Das verspielte „Warming Sunshine“, für seine Tochter komponiert, ging dem Pauseneinläuter „In Case I Missed You“ voraus, welcher von Jäger als „spritzig, frisch und knackig“ angekündigt wurde. Dynamisch hochwertiges Musizieren mit ekstatischem Finale, bei dem Lima mit äußerst kreativen Phrasen glänzte. Ein Drumsolo, gespickt mit polyrhythmischen Figuren, deutete bereits an, was die Besucher in Halbzeit Zwei noch erwarteten sollte.

Nach dem „Stolen Rhythms“-Auftakt ein lässiges Jäger-Solo, mit rhythmischen Zuckerstückchen versüßt, setzte Sima mit schreienden Grawling-Highnotes und Locher, das gesamte Griffbrett seines Instruments nutzend, noch eins oben drauf. Dann eine Verschnaufpause, die Jenne dazu nutzte, Tilmann Jäger und Mit-Veranstalter Ralf Püpcke ein großes Lob für die Jazz-Time-Veranstaltungen auszusprechen, die im kommenden Jahr immerhin schon ihr 25-jähriges Jubiläum feiern dürfen.
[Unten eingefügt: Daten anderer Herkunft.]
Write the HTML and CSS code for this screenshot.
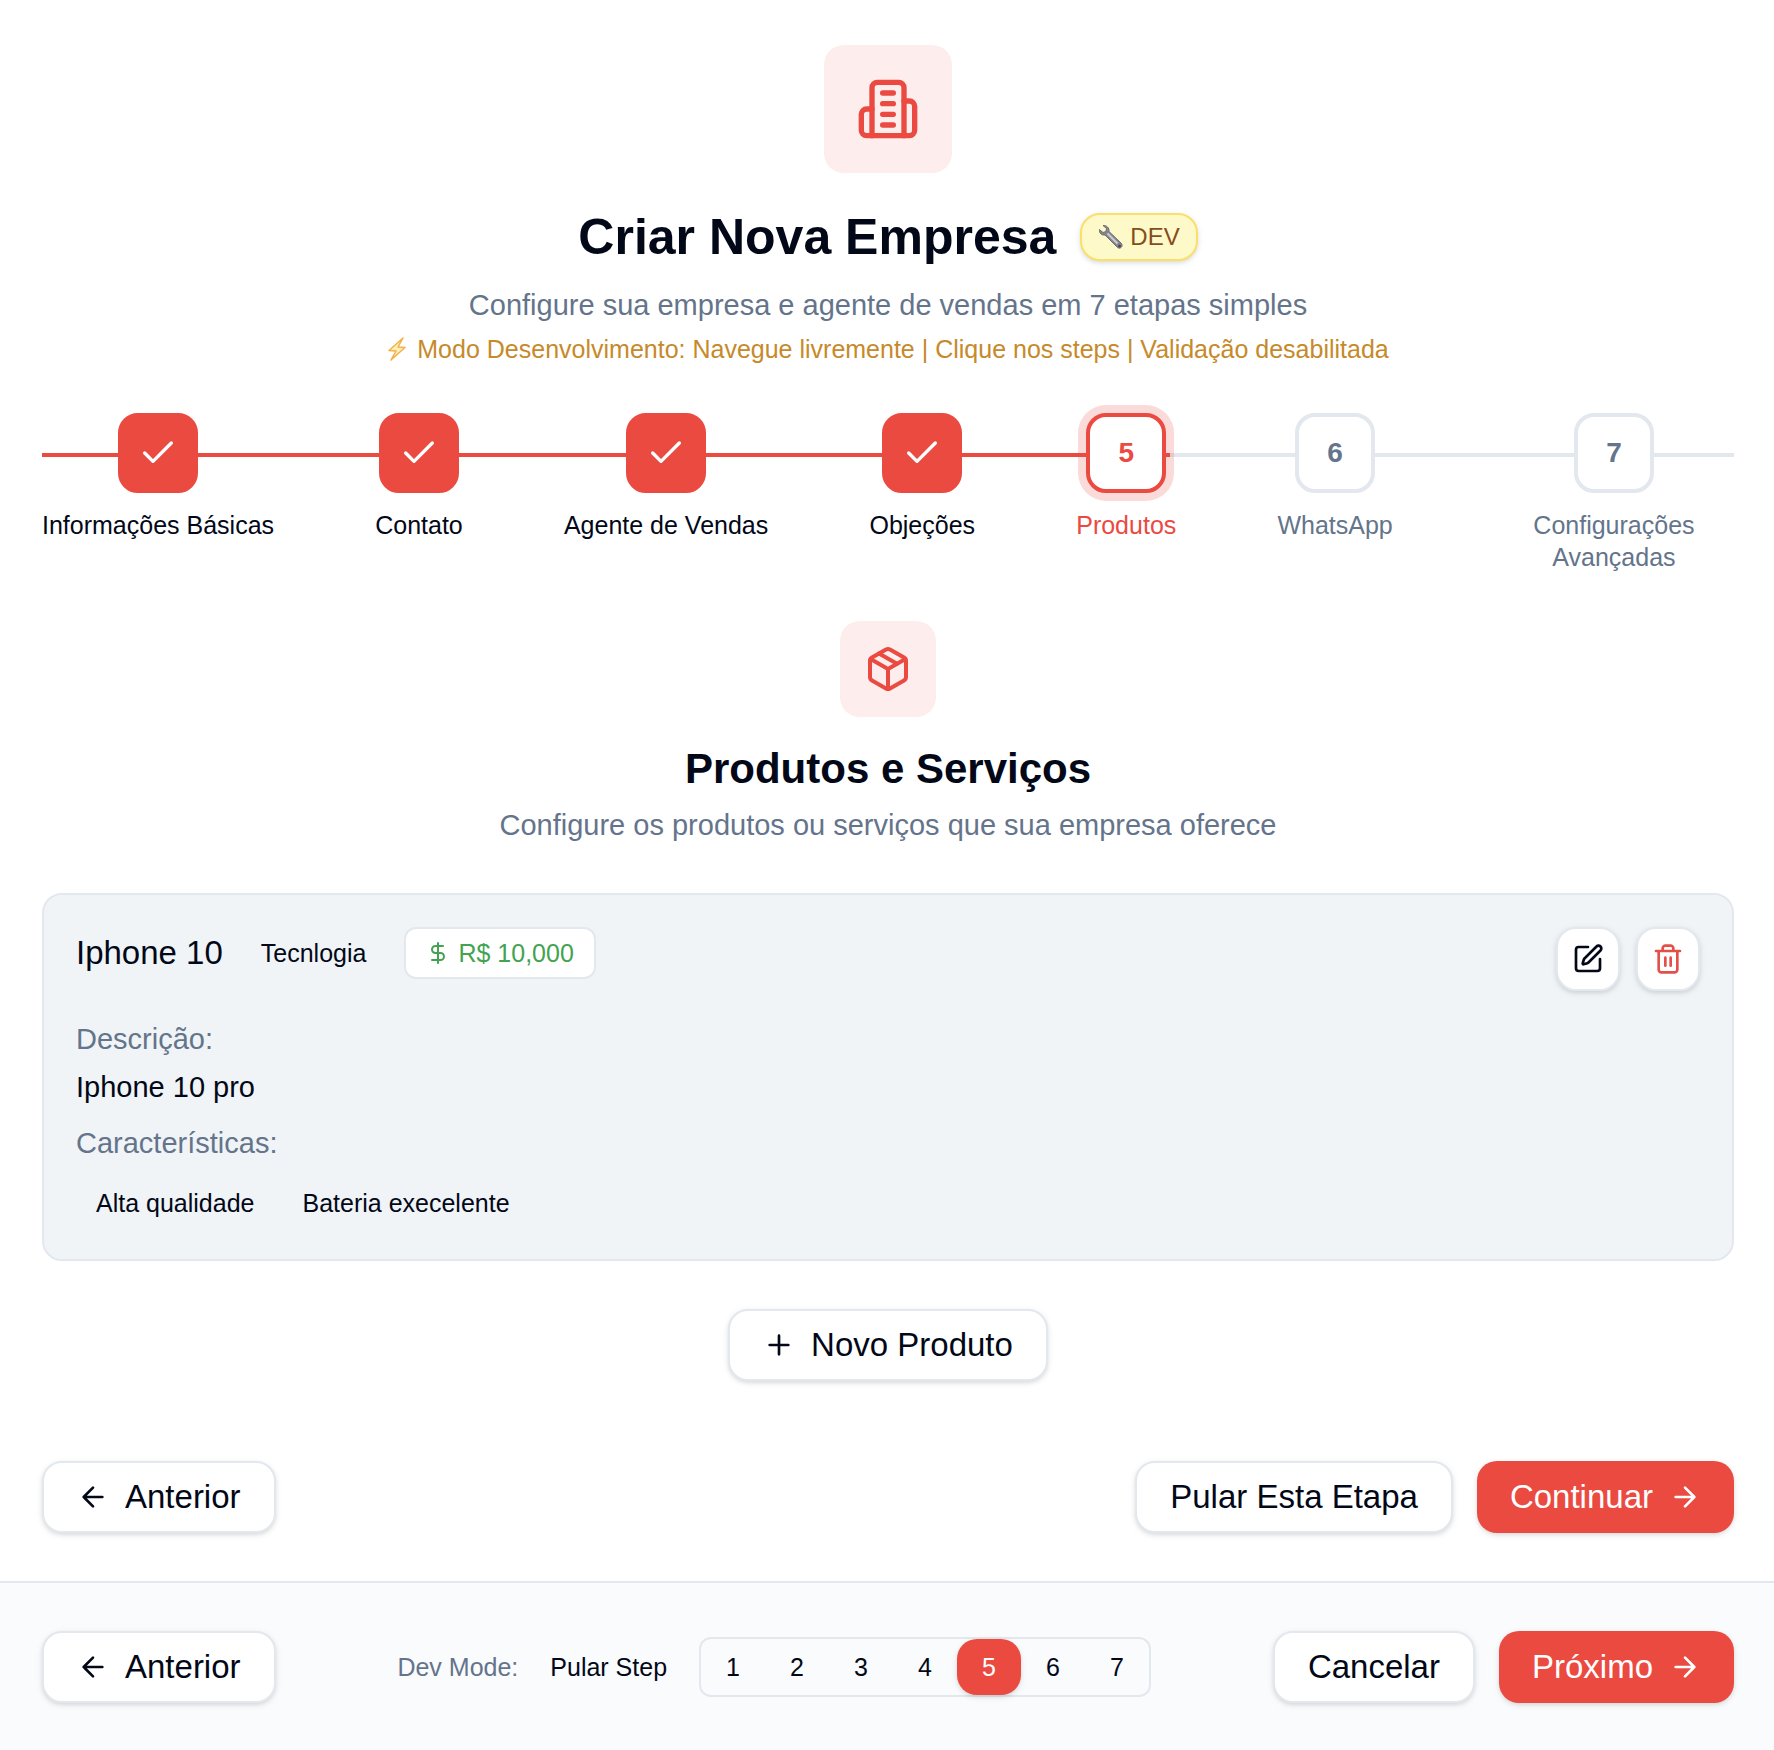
FILE: index.html
```html
<!DOCTYPE html>
<html lang="pt-BR">
<head>
  <meta charset="utf-8">
  <meta name="viewport" content="width=device-width, initial-scale=1">
  <title>Criar Nova Empresa</title>
  <link rel="stylesheet" href="styles.css">
</head>
<body>
  <svg class="sprite" aria-hidden="true">
    <symbol id="check" viewBox="0 0 24 24"><path d="M20 6 9 17l-5-5"/></symbol>
    <symbol id="arrow-left" viewBox="0 0 24 24"><path d="m12 19-7-7 7-7M19 12H5"/></symbol>
    <symbol id="arrow-right" viewBox="0 0 24 24"><path d="M5 12h14M12 5l7 7-7 7"/></symbol>
  </svg>

  <main class="wizard">
    <header class="intro">
      <div class="tile tile-large">
        <svg class="icon icon-64" viewBox="0 0 24 24" aria-hidden="true">
          <path d="M6 22V4a2 2 0 0 1 2-2h8a2 2 0 0 1 2 2v18Z"/>
          <path d="M6 12H4a2 2 0 0 0-2 2v6a2 2 0 0 0 2 2h2"/>
          <path d="M18 9h2a2 2 0 0 1 2 2v9a2 2 0 0 1-2 2h-2"/>
          <path d="M10 6h4M10 10h4M10 14h4M10 18h4"/>
        </svg>
      </div>
      <div class="title-row">
        <h1 class="title">Criar Nova Empresa</h1>
        <span class="dev-badge">
          <svg class="wrench" viewBox="0 0 26 26" aria-hidden="true">
            <path class="wrench-body" d="M5 1.500 8.500 4.500l-.5 3-3 1L1.500 5.500C1 9 3.500 11.500 7 11l12.500 12.500c2.500 2 6-1 4-4L11 7.500c.5-3.500-2.500-6.500-6-6Z"/>
            <path class="wrench-shine" d="m9.500 9.500 10 10"/>
            <circle class="wrench-hole" cx="21.500" cy="22" r="1.500"/>
          </svg>
          DEV
        </span>
      </div>
      <p class="lead">Configure sua empresa e agente de vendas em 7 etapas simples</p>
      <p class="dev-note">
        <svg class="bolt" viewBox="0 0 20 24" aria-hidden="true"><path d="M16 1 2 13.500l7 .5L4 23l14-12.500-7-.5Z"/></svg>
        Modo Desenvolvimento: Navegue livremente | Clique nos steps | Validação desabilitada
      </p>
    </header>

    <nav class="stepper" aria-label="Etapas">
      <div class="track"><div class="track-fill" style="width: 66.67%"></div></div>
      <ol class="steps">
        <li class="step"><button class="step-dot done" aria-label="Etapa 1"><svg class="icon icon-40"><use href="#check"/></svg></button><span class="step-label">Informações Básicas</span></li>
        <li class="step"><button class="step-dot done" aria-label="Etapa 2"><svg class="icon icon-40"><use href="#check"/></svg></button><span class="step-label">Contato</span></li>
        <li class="step"><button class="step-dot done" aria-label="Etapa 3"><svg class="icon icon-40"><use href="#check"/></svg></button><span class="step-label">Agente de Vendas</span></li>
        <li class="step"><button class="step-dot done" aria-label="Etapa 4"><svg class="icon icon-40"><use href="#check"/></svg></button><span class="step-label">Objeções</span></li>
        <li class="step current" aria-current="step"><button class="step-dot">5</button><span class="step-label">Produtos</span></li>
        <li class="step pending"><button class="step-dot">6</button><span class="step-label">WhatsApp</span></li>
        <li class="step pending"><button class="step-dot">7</button><span class="step-label">Configurações Avançadas</span></li>
      </ol>
    </nav>

    <section class="products">
      <div class="tile tile-small">
        <svg class="icon icon-48" viewBox="0 0 24 24" aria-hidden="true">
          <path d="m7.500 4.270 9 5.150"/>
          <path d="M21 8a2 2 0 0 0-1-1.730l-7-4a2 2 0 0 0-2 0l-7 4A2 2 0 0 0 3 8v8a2 2 0 0 0 1 1.730l7 4a2 2 0 0 0 2 0l7-4A2 2 0 0 0 21 16Z"/>
          <path d="m3.300 7 8.700 5 8.700-5M12 22V12"/>
        </svg>
      </div>
      <h2 class="section-title">Produtos e Serviços</h2>
      <p class="lead">Configure os produtos ou serviços que sua empresa oferece</p>

      <article class="card">
        <div class="card-head">
          <div class="card-info">
            <h3 class="card-name">Iphone 10</h3>
            <span class="tag">Tecnlogia</span>
            <span class="price">
              <svg class="icon icon-24" viewBox="0 0 24 24" aria-hidden="true"><path d="M12 2v20M17 5H9.500a3.500 3.500 0 0 0 0 7h5a3.500 3.500 0 0 1 0 7H6"/></svg>
              R$ 10,000
            </span>
          </div>
          <div class="card-tools">
            <button class="tool" aria-label="Editar">
              <svg class="icon icon-32" viewBox="0 0 24 24"><path d="M12 3H5a2 2 0 0 0-2 2v14a2 2 0 0 0 2 2h14a2 2 0 0 0 2-2v-7"/><path d="M18.375 2.625a1 1 0 0 1 3 3l-9.013 9.014a2 2 0 0 1-.853.505l-2.873.84a.5.5 0 0 1-.62-.62l.84-2.873a2 2 0 0 1 .506-.852z"/></svg>
            </button>
            <button class="tool danger" aria-label="Excluir">
              <svg class="icon icon-32" viewBox="0 0 24 24"><path d="M3 6h18M19 6v14c0 1-1 2-2 2H7c-1 0-2-1-2-2V6M8 6V4c0-1 1-2 2-2h4c1 0 2 1 2 2v2M10 11v6M14 11v6"/></svg>
            </button>
          </div>
        </div>
        <dl class="details">
          <dt>Descrição:</dt>
          <dd>Iphone 10 pro</dd>
          <dt>Características:</dt>
          <dd class="features"><span class="tag">Alta qualidade</span><span class="tag">Bateria execelente</span></dd>
        </dl>
      </article>

      <button class="btn">
        <svg class="icon icon-32" viewBox="0 0 24 24" aria-hidden="true"><path d="M5 12h14M12 5v14"/></svg>
        Novo Produto
      </button>
    </section>

    <div class="actions">
      <button class="btn"><svg class="icon icon-32"><use href="#arrow-left"/></svg>Anterior</button>
      <div class="group">
        <button class="btn">Pular Esta Etapa</button>
        <button class="btn primary">Continuar<svg class="icon icon-32"><use href="#arrow-right"/></svg></button>
      </div>
    </div>
  </main>

  <footer class="footer">
    <button class="btn"><svg class="icon icon-32"><use href="#arrow-left"/></svg>Anterior</button>
    <div class="dev-tools">
      <span class="dev-label">Dev Mode:</span>
      <button class="skip">Pular Step</button>
      <div class="pager">
        <button class="page">1</button>
        <button class="page">2</button>
        <button class="page">3</button>
        <button class="page">4</button>
        <button class="page active">5</button>
        <button class="page">6</button>
        <button class="page">7</button>
      </div>
    </div>
    <div class="group">
      <button class="btn">Cancelar</button>
      <button class="btn primary">Próximo<svg class="icon icon-32"><use href="#arrow-right"/></svg></button>
    </div>
  </footer>
</body>
</html>
```

FILE: styles.css
```css
:root {
  --red: #eb4a41;
  --red-soft: #fdeded;
  --ink: #020817;
  --muted: #64748b;
  --line: #e2e8ee;
  --shadow: 0 2px 6px rgba(0, 0, 0, 0.1), 0 2px 4px -1px rgba(0, 0, 0, 0.08);
}

* {
  box-sizing: border-box;
  margin: 0;
  padding: 0;
}

body {
  min-height: 100vh;
  display: flex;
  flex-direction: column;
  background: #fff;
  color: var(--ink);
  font-family: "Liberation Sans", Arial, sans-serif;
  font-size: 29px;
  line-height: 40px;
}

button {
  border: 0;
  background: none;
  color: inherit;
  font: inherit;
  cursor: pointer;
}

.sprite {
  display: none;
}

.icon {
  flex: none;
  fill: none;
  stroke: currentColor;
  stroke-width: 2;
  stroke-linecap: round;
  stroke-linejoin: round;
}

.icon-24 { width: 24px; height: 24px; }
.icon-32 { width: 32px; height: 32px; }
.icon-40 { width: 40px; height: 40px; }
.icon-48 { width: 48px; height: 48px; }
.icon-64 { width: 64px; height: 64px; }

.wizard {
  flex: 1;
  padding: 45px 40px 48px 42px;
}

.intro,
.products {
  display: flex;
  flex-direction: column;
  align-items: center;
  text-align: center;
}

.tile {
  display: grid;
  place-items: center;
  border-radius: 20px;
  background: var(--red-soft);
  color: var(--red);
}

.tile-large {
  width: 128px;
  height: 128px;
}

.tile-small {
  width: 96px;
  height: 96px;
}

.title-row {
  display: flex;
  align-items: center;
  gap: 24px;
  margin: 32px 0 16px;
}

.title {
  font-size: 50px;
  line-height: 64px;
}

.dev-badge {
  display: flex;
  align-items: center;
  gap: 6px;
  padding: 6px 16px;
  border: 2px solid #fae06a;
  border-radius: 20px;
  background: #fef9c8;
  color: #854d1e;
  font-size: 24px;
  line-height: 32px;
  box-shadow: var(--shadow);
}

.wrench {
  width: 26px;
  height: 26px;
}

.wrench-body {
  fill: #85878c;
  stroke: #6b6d72;
}

.wrench-shine {
  stroke: #c9cbd0;
  stroke-width: 2;
}

.wrench-hole {
  fill: #48494d;
}

.lead {
  color: var(--muted);
}

.dev-note {
  display: flex;
  align-items: center;
  gap: 10px;
  margin-top: 8px;
  color: #c68a2a;
  font-size: 25px;
  line-height: 32px;
}

.bolt {
  width: 20px;
  height: 24px;
  fill: #fff0b8;
  stroke: #f2b04a;
  stroke-width: 1.5;
  stroke-linejoin: round;
}

.stepper {
  position: relative;
  margin: 48px 0;
}

.track {
  position: absolute;
  top: 40px;
  left: 0;
  right: 0;
  height: 4px;
  background: var(--line);
}

.track-fill {
  height: 100%;
  background: var(--red);
}

.steps {
  position: relative;
  display: flex;
  justify-content: space-between;
  list-style: none;
}

.step {
  display: flex;
  flex-direction: column;
  align-items: center;
  gap: 16px;
  max-width: 240px;
}

.step-dot {
  display: grid;
  place-items: center;
  width: 80px;
  height: 80px;
  border: 4px solid var(--line);
  border-radius: 20px;
  background: #fff;
  font-size: 28px;
  font-weight: 700;
}

.step-dot.done {
  border-color: var(--red);
  background: var(--red);
  color: #fff;
}

.step-label {
  font-size: 25px;
  line-height: 32px;
  text-align: center;
}

.current {
  color: var(--red);
}

.current .step-dot {
  border-color: var(--red);
  box-shadow: 0 0 0 8px rgba(235, 74, 65, 0.2);
}

.pending {
  color: var(--muted);
}

.section-title {
  margin: 24px 0 8px;
  font-size: 42px;
  line-height: 56px;
}

.card {
  width: 100%;
  margin: 48px 0;
  padding: 32px;
  border: 2px solid var(--line);
  border-radius: 20px;
  background: #f0f4f7;
  text-align: left;
}

.card-head {
  display: flex;
  justify-content: space-between;
  align-items: flex-start;
}

.card-info {
  display: flex;
  align-items: center;
  gap: 18px;
}

.card-name {
  font-size: 33px;
  font-weight: 400;
  line-height: 48px;
}

.tag {
  padding: 8px 20px;
  font-size: 25px;
  line-height: 32px;
}

.price {
  display: flex;
  align-items: center;
  gap: 8px;
  padding: 8px 20px;
  border: 2px solid var(--line);
  border-radius: 12px;
  background: #fff;
  color: #43a34f;
  font-size: 25px;
  line-height: 32px;
}

.card-tools {
  display: flex;
  gap: 16px;
}

.tool {
  display: grid;
  place-items: center;
  width: 64px;
  height: 64px;
  border: 2px solid var(--line);
  border-radius: 20px;
  background: #fff;
  box-shadow: var(--shadow);
}

.danger {
  color: #e15049;
}

.details {
  margin-top: 28px;
}

.details dt {
  color: var(--muted);
}

.details dd {
  margin: 8px 0 16px;
}

.details .features {
  display: flex;
  gap: 8px;
  margin: 16px 0 0;
}

.btn {
  display: flex;
  align-items: center;
  justify-content: center;
  gap: 16px;
  padding: 10px 33px;
  border: 2px solid var(--line);
  border-radius: 20px;
  background: #fff;
  font-size: 33px;
  line-height: 48px;
  white-space: nowrap;
  box-shadow: var(--shadow);
}

.primary {
  padding: 12px 33px;
  border: 0;
  background: var(--red);
  color: #fff;
}

.actions {
  display: flex;
  justify-content: space-between;
  margin-top: 80px;
}

.group {
  display: flex;
  gap: 24px;
}

.footer {
  display: flex;
  align-items: center;
  justify-content: space-between;
  padding: 48px 40px 47px 42px;
  border-top: 2px solid var(--line);
  background: #fafbfd;
}

.dev-tools {
  display: flex;
  align-items: center;
  gap: 16px;
  font-size: 25px;
  line-height: 32px;
}

.dev-label {
  color: var(--muted);
}

.skip {
  padding: 12px 16px;
}

.pager {
  display: flex;
  border: 2px solid var(--line);
  border-radius: 12px;
}

.page {
  width: 64px;
  height: 56px;
}

.active {
  border-radius: 20px;
  background: var(--red);
  color: #fff;
  box-shadow: var(--shadow);
}
```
Eine Ballade trifft mitten ins Herz

Nach zwei John Coltrane-Nummern, „Dear Old Stockholm“ mit nahezu unübertrefflichem Saxofonspiel, gefolgt von Jägers Kreativfiguren vom Feinsten und „After the Rain”, einer mitten ins Herz treffenden Ballade mit flächigem Piano, gestrichenem Bass und zweistimmigen Bläsersätzen, folgte „Windows“ (Chick Corea) in Trio-Besetzung. „Calypso Fred“ (Freddie Hubbard) hob, karibisch groovend, am Ende nicht nur das Publikum fast aus den Sitzen, sondern auch Jäger vom Klavierhocker; schuld daran war nicht zuletzt ein fantastisches Drum-Solo Jennes. Selbstredend, dass eine Zugabe unausweichlich war und die Combo nach einem Konzert mit Überlänge donnernden Applaus erntete.